Jackman’s always had a gift for finding the humanity beneath Logan’s adamantium skeleton and mutant healing factor. In his final outing as the character Wolverine, Jackman delivers an intense, nuanced, and soulful performance that brings the character full circle. The hard-charging loner with a short fuse has become a surrogate father to a girl, willing to make the ultimate sacrifice to ensure her survival. Jackman, Mangold, and co-writers Scott Frank and Michael Green have paid off one of the darkest, most complex characters in comics (and cinema) with a fitting (and definitive) end that is emotionally satisfying. And, for lifelong fans of Marvel’s most famous mutant, Mangold has also delivered on showing Wolverine at his most primal, with an R-rating for strong brutal violence, language throughout, and for brief nudity.

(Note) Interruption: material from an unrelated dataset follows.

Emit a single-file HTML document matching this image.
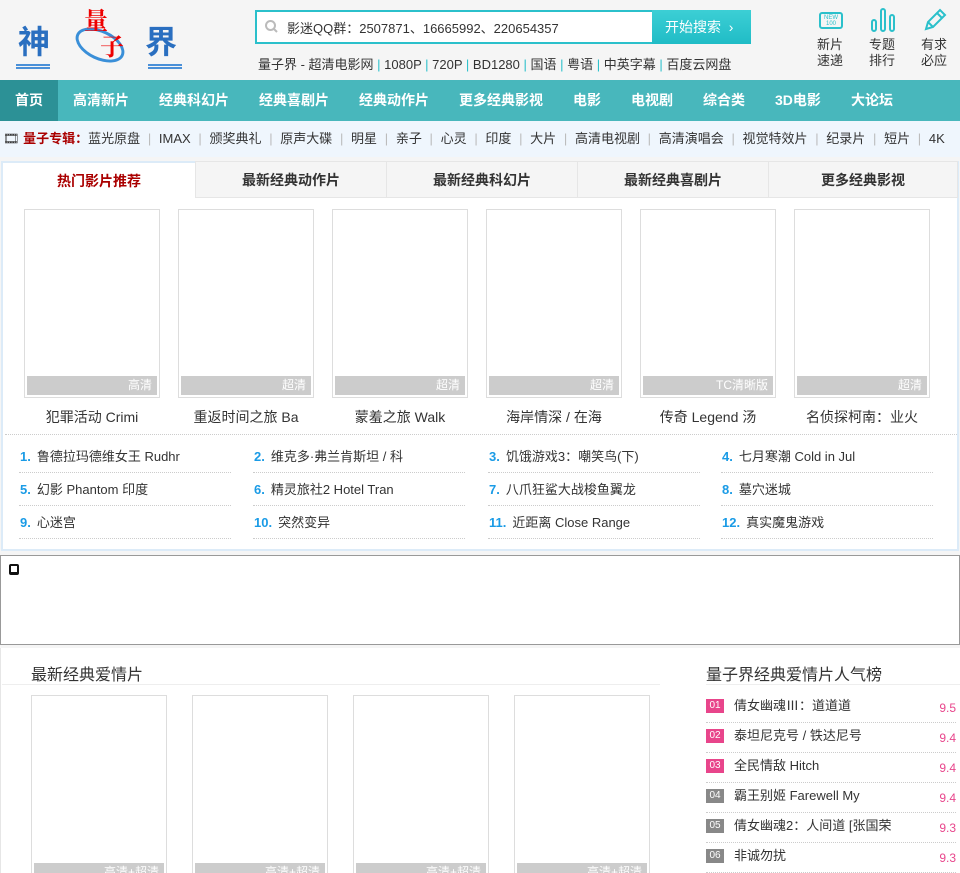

If you’ve ever dreamed of seeing Wolverine go full “Berserker Rage” on someone, Logan delivers in blood-splattered spades. There’s a lot of violence in the movie, which may turn off some viewers, but like Fox’s massively successful Deadpool, the violence speaks to the duality of the character, someone who can rip people limb-from-limb but still find redemption in committing an act of true heroism.
In a 10-film series that has seen its share of highs (X-Men: Days of Future Past) and lows (X-Men Origins: Wolverine), Mangold’s Logan is one of the best superhero movies of the modern era. Stewart, Jackman, and Keen deliver award-worthy performances, and Mangold and his cinematographer John Mathieson (of Gladiator, X-Men: First Class, Pan) create striking, resonant visuals that reflect the desolation and utter hopelessness of this post-apocalyptic future. Together, the cast and crew have raised the bar for the types of stories you can tell with superheroes, creating a film that feels much more like Rio Bravo, Terminator 2: Judgment Day or Children of Men than anything Marvel Studios and DC are currently offering. If you’ve ever had an attachment to Wolverine or the X-Men series, you must see Logan in theaters – it’s a powerful elegy dedicated to a character that a generation of moviegoers have grown up with, and a role that we’ll be hard-pressed to replace. He’s the best there is at what he does, even if what he does isn’t very nice.